**What you need to do:** Count how many lines in the material below hold the word "styled"; the reply is that number alone.

################

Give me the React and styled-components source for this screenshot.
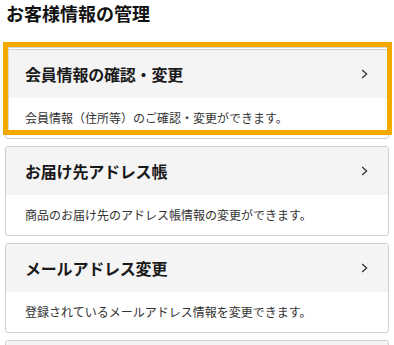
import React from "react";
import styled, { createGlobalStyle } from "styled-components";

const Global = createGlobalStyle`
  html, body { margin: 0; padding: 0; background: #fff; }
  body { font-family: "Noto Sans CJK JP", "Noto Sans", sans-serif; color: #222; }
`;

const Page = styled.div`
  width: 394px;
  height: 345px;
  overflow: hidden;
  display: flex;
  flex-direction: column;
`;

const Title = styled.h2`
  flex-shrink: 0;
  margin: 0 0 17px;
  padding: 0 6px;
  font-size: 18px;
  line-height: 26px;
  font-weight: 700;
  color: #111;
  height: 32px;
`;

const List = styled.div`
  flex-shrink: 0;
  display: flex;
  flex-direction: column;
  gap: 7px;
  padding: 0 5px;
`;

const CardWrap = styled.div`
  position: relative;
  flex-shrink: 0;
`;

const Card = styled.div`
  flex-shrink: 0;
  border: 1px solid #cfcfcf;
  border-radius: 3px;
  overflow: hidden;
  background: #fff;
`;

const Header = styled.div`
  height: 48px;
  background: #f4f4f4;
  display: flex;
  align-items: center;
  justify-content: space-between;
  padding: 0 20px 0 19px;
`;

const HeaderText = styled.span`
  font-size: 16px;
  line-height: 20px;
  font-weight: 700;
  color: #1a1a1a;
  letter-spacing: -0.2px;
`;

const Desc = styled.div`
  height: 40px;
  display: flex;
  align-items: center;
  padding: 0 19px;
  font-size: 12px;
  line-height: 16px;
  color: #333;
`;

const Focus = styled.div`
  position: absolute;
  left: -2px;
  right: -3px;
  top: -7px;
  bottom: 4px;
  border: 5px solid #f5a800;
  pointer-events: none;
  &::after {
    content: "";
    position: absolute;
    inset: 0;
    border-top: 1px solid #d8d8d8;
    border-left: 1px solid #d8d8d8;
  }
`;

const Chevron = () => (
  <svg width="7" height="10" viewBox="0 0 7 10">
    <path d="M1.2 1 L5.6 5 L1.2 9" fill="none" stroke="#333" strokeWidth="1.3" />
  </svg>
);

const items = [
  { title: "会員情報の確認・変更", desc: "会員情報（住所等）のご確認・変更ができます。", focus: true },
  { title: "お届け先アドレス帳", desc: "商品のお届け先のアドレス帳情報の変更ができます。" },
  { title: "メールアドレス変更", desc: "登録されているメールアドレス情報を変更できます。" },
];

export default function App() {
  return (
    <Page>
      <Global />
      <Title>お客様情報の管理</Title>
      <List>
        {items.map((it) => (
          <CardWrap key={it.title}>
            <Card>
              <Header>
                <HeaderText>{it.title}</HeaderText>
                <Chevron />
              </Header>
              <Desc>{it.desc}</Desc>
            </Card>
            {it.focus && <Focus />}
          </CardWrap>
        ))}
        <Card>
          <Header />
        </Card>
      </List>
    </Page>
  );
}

################

**In response:** 11